Last Course Dessert Studio also recently opened, serving unique confections like Foster’s Banana Tacos, a medley of cinnamon sugar taco shells stuffed with sautéed caramel pecans, bananas, and Tahitian vanilla ice cream.
From morning to night, Regent Street is attracting crowds of all stripes. “Regent Street has a healthy mix—the street has been well-used by downtown’s daytime workforce, especially those working in the adjacent 111 Main office tower,” says Laura Fritts, director of economic development for Salt Lake City. Of course theatergoers make up a large portion of the night-time patrons, but Regent Street is becoming a destination in its own right. The curbless street features removable bollards and can be closed to vehicular traffic to provide a safe venue for outdoor festivals and gatherings, such as last year’s Illuminate Light Art and Technology Festival,” she says.
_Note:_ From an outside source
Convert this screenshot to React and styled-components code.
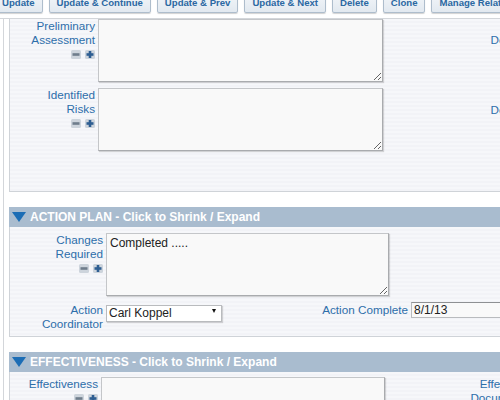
import React from "react";
import styled, { createGlobalStyle } from "styled-components";

const GlobalStyle = createGlobalStyle`
  html, body {
    margin: 0;
    padding: 0;
    background: #ffffff;
    overflow: hidden;
  }
  body {
    font-family: "Liberation Sans", Arial, sans-serif;
  }
`;

const Page = styled.div`
  width: 600px;
`;

const Toolbar = styled.div`
  display: flex;
  gap: 6px;
  height: 21px;
  margin: -8px 0 5px -6px;
`;

const ToolButton = styled.button`
  height: 21px;
  padding: 0 7px;
  border: 1px solid #aebdcc;
  border-radius: 2px;
  background: linear-gradient(#f3f6f9, #e2e9f0);
  box-shadow: 0 1px 1px rgba(0, 0, 0, 0.18);
  color: #2b68a2;
  font-family: "Liberation Sans", Arial, sans-serif;
  font-size: 9.6px;
  font-weight: bold;
  white-space: nowrap;
`;

const Content = styled.div`
  border-top: 1px solid #d3d6da;
  padding-left: 3px;
`;

const Inner = styled.div`
  border-left: 1px solid #d3d6da;
  padding-left: 5px;
  min-height: 400px;
`;

const Panel = styled.div`
  display: flex;
  flex-direction: column;
  gap: ${(p) => p.$gap}px;
  padding: ${(p) => p.$top}px 0 ${(p) => p.$bottom}px 0;
  border-left: 1px solid #cfd3d8;
  border-bottom: 1px solid #cfd3d8;
  background: repeating-linear-gradient(#f6f7fa 0 2px, #f2f3f7 2px 4px);
  margin-bottom: 15px;
`;

const SectionHeader = styled.div`
  display: flex;
  align-items: center;
  gap: 4px;
  height: 20px;
  padding-left: 3px;
  background: #a9bccf;
  color: #ffffff;
  font-size: 12px;
  font-weight: bold;
  white-space: nowrap;
`;

const Row = styled.div`
  display: flex;
  align-items: flex-start;
  gap: 3px;
`;

const Label = styled.div`
  width: ${(p) => p.$w}px;
  flex-shrink: 0;
  padding-top: ${(p) => p.$offset || 0}px;
  text-align: right;
  color: #2d6eaa;
  font-size: 11.7px;
  line-height: 14px;
  white-space: nowrap;
`;

const Toggles = styled.div`
  display: flex;
  justify-content: flex-end;
  gap: 4px;
  margin-top: 3px;
`;

const Area = styled.textarea`
  width: ${(p) => p.$w}px;
  height: 63px;
  flex-shrink: 0;
  box-sizing: border-box;
  margin: 0;
  padding: 2px 3px;
  border: 1px solid #c4c6c9;
  border-right-color: #a9abae;
  border-bottom-color: #a9abae;
  box-shadow: 1px 1px 1px rgba(0, 0, 0, 0.15);
  background: #f9f9f9;
  color: #222;
  font-family: "Liberation Sans", Arial, sans-serif;
  font-size: 12px;
  line-height: 14px;
`;

const SelectWrap = styled.div`
  position: relative;
  width: 116px;
  height: 17px;
  flex-shrink: 0;
`;

const Select = styled.select`
  appearance: none;
  width: 116px;
  height: 17px;
  margin: 0;
  padding: 0 0 0 2px;
  box-sizing: border-box;
  border: 1px solid #b9bbbe;
  box-shadow: 1px 1px 1px rgba(0, 0, 0, 0.15);
  background: #ffffff;
  color: #222;
  font-family: "Liberation Sans", Arial, sans-serif;
  font-size: 12px;
`;

const Caret = styled.span`
  position: absolute;
  right: 6px;
  top: 6px;
  width: 0;
  height: 0;
  border-left: 2px solid transparent;
  border-right: 2px solid transparent;
  border-top: 4px solid #111;
  pointer-events: none;
`;

const Input = styled.input`
  width: 120px;
  height: 16px;
  margin: -1px 0 0 0;
  padding: 0 2px;
  box-sizing: border-box;
  border: 1px solid #b9bbbe;
  border-top-color: #8e9093;
  background: #f9f9f9;
  color: #222;
  font-family: "Liberation Sans", Arial, sans-serif;
  font-size: 12px;
`;

const Minus = () => (
  <svg width="10" height="9" viewBox="0 0 10 9">
    <rect x="0" y="0" width="10" height="9" rx="1.5" fill="#cdd4dc" />
    <rect x="1.5" y="3.2" width="7" height="2.6" fill="#6f7d8c" />
  </svg>
);

const Plus = () => (
  <svg width="10" height="9" viewBox="0 0 10 9">
    <rect x="0" y="0" width="10" height="9" rx="1.5" fill="#cdd4dc" />
    <rect x="1.5" y="3.2" width="7" height="2.6" fill="#2e5e92" />
    <rect x="3.7" y="1" width="2.6" height="7" fill="#2e5e92" />
  </svg>
);

const Triangle = () => (
  <svg width="14" height="10" viewBox="0 0 14 10">
    <polygon points="0,0 14,0 7,10" fill="#1c6db5" />
  </svg>
);

const FieldLabel = ({ w, lines, toggles }) => (
  <Label $w={w}>
    {lines.map((l) => (
      <div key={l}>{l}</div>
    ))}
    {toggles && (
      <Toggles>
        <Minus />
        <Plus />
      </Toggles>
    )}
  </Label>
);

const buttons = [
  "Update",
  "Update & Continue",
  "Update & Prev",
  "Update & Next",
  "Delete",
  "Clone",
  "Manage Relationships",
];

export default function App() {
  return (
    <Page>
      <GlobalStyle />
      <Toolbar>
        {buttons.map((b) => (
          <ToolButton key={b}>{b}</ToolButton>
        ))}
      </Toolbar>
      <Content>
        <Inner>
          <Panel $top={0} $bottom={40} $gap={6}>
            <Row>
              <FieldLabel w={85} lines={["Preliminary", "Assessment"]} toggles />
              <Area $w={285} defaultValue="" />
              <Label $w={163} $offset={14}>
                Description
              </Label>
            </Row>
            <Row>
              <FieldLabel w={85} lines={["Identified", "Risks"]} toggles />
              <Area $w={285} defaultValue="" />
              <Label $w={163} $offset={15}>
                Description
              </Label>
            </Row>
          </Panel>

          <SectionHeader>
            <Triangle />
            ACTION PLAN - Click to Shrink / Expand
          </SectionHeader>
          <Panel $top={6} $bottom={5} $gap={7}>
            <Row>
              <FieldLabel w={93} lines={["Changes", "Required"]} toggles />
              <Area $w={283} defaultValue="Completed ....." />
            </Row>
            <Row>
              <FieldLabel w={93} lines={["Action", "Coordinator"]} />
              <SelectWrap>
                <Select defaultValue="Carl Koppel">
                  <option>Carl Koppel</option>
                </Select>
                <Caret />
              </SelectWrap>
              <Label $w={183}>Action Complete</Label>
              <Input defaultValue="8/1/13" />
            </Row>
          </Panel>

          <SectionHeader>
            <Triangle />
            EFFECTIVENESS - Click to Shrink / Expand
          </SectionHeader>
          <Panel $top={5} $bottom={20} $gap={6}>
            <Row>
              <FieldLabel w={88} lines={["Effectiveness"]} toggles />
              <Area $w={284} defaultValue="" />
              <Label $w={161}>
                <div>Effectiveness</div>
                <div>Documentation</div>
              </Label>
            </Row>
          </Panel>
        </Inner>
      </Content>
    </Page>
  );
}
Ms. Fritts says the project is nearing completion, with its final crowning jewel—a $2 million public art installation—coming in 2019. With additional retail and dining space that will populate the east side, and a site for a boutique hotel on the southwest corner, community and civic leaders are watching Regent Street live up to its new potential.
“In terms of how Regent Street can impart change in the city at-large, the sky is the limit,” Ms. Fritts says. “It is our hope that when the development community sees how an underutilized, dark service street can be transformed, they will consider investing in other parts of the city that may have also outlived original purpose.” From its Old West beginnings in the 19th century to its modern reprise in the 21st, Regent Street is a vibrant sign of things to come for downtown’s brilliant future.